* Stated exercise *
List, from the lines below, each one with "screenshot" in it.

* BEGIN Supplied data *

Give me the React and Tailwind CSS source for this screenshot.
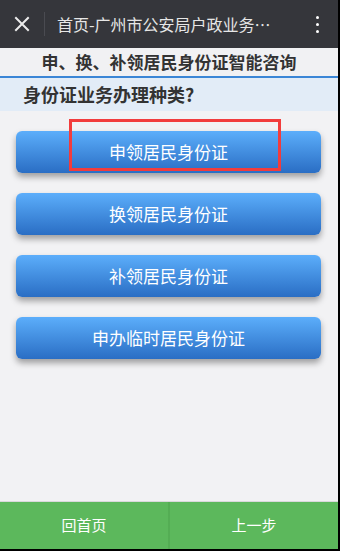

* END Supplied data *
* BEGIN Supplied data *

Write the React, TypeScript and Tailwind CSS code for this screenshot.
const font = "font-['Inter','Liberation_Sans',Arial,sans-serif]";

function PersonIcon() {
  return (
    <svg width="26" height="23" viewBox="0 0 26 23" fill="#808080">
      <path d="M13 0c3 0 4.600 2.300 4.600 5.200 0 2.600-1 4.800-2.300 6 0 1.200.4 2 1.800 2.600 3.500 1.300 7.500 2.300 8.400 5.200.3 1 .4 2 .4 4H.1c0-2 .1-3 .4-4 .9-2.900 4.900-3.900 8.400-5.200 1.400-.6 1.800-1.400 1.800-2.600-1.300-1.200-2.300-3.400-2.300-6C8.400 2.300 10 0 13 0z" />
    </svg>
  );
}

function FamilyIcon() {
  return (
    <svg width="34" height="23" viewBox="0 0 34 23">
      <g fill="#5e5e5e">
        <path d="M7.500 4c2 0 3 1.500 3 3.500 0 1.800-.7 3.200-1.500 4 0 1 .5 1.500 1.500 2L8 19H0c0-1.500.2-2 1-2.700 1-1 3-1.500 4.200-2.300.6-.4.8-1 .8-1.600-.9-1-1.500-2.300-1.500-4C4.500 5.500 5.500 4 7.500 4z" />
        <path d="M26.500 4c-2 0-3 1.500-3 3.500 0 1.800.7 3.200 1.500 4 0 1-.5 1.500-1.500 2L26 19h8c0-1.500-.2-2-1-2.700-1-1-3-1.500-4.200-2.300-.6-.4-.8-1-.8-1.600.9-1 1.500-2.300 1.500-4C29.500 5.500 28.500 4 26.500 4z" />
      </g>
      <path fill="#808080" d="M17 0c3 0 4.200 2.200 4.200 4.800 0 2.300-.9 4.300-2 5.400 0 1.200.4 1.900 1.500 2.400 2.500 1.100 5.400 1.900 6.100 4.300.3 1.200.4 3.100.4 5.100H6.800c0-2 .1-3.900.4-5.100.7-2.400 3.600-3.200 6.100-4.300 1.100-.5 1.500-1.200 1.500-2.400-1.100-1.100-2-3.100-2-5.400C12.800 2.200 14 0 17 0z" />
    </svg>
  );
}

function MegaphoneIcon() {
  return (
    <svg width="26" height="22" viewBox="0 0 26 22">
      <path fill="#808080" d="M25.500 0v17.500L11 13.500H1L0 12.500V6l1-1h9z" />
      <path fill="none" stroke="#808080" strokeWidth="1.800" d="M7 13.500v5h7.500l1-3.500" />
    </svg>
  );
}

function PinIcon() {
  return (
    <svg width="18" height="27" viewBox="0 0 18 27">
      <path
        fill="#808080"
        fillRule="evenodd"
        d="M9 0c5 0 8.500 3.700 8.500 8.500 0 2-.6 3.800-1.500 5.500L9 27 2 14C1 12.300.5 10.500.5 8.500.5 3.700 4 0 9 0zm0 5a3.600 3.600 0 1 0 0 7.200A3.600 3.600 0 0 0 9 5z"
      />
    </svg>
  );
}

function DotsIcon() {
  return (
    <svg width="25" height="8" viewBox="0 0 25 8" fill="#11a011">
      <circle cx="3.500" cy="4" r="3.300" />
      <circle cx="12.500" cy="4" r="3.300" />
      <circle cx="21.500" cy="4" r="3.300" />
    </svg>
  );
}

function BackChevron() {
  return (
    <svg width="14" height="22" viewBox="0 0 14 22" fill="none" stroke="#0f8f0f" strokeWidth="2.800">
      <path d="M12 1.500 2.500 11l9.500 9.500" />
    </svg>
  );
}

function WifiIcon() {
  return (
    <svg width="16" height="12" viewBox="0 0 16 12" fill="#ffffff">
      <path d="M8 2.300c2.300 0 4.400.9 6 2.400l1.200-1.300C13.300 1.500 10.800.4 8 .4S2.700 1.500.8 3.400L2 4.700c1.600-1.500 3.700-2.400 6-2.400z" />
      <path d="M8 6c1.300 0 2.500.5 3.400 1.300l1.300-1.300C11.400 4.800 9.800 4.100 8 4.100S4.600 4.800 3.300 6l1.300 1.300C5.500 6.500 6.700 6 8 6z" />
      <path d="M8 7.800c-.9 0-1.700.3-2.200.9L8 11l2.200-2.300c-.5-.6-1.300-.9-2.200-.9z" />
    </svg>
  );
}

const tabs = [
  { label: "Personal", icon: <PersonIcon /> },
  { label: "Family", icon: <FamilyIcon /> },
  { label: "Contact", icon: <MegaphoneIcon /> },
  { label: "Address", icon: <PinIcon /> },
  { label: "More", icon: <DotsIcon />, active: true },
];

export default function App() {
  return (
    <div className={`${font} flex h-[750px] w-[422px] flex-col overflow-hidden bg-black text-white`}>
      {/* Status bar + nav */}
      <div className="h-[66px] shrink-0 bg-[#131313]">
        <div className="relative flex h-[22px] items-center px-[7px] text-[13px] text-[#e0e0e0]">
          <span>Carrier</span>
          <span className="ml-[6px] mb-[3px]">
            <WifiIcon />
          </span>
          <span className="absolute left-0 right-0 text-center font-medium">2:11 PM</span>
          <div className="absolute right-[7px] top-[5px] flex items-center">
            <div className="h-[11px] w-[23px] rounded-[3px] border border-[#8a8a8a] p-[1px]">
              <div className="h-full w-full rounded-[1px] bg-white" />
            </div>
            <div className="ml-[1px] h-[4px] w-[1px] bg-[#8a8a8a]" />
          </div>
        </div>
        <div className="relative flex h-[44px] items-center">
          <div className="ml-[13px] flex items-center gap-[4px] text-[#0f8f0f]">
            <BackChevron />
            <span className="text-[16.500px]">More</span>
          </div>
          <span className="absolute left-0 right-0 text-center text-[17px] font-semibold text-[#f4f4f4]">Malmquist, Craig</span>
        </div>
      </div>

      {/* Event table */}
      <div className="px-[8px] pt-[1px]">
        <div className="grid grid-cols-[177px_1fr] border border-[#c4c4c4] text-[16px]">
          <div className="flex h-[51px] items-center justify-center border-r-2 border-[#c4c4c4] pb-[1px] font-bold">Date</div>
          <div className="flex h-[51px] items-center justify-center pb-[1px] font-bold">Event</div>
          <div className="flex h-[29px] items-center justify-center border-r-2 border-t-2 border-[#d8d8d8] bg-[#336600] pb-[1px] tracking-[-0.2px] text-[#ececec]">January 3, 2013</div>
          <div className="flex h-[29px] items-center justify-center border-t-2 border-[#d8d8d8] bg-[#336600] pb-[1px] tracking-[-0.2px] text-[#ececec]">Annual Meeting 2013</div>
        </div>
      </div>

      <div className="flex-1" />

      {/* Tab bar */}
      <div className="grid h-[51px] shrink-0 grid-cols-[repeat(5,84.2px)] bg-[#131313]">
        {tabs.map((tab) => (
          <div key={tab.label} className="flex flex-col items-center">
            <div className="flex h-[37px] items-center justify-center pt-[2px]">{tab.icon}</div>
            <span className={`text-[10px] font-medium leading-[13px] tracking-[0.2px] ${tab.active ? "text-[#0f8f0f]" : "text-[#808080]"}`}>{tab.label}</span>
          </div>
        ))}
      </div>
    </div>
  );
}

* END Supplied data *

* Answer to this problem *
Give me the React and Tailwind CSS source for this screenshot.
Write the React, TypeScript and Tailwind CSS code for this screenshot.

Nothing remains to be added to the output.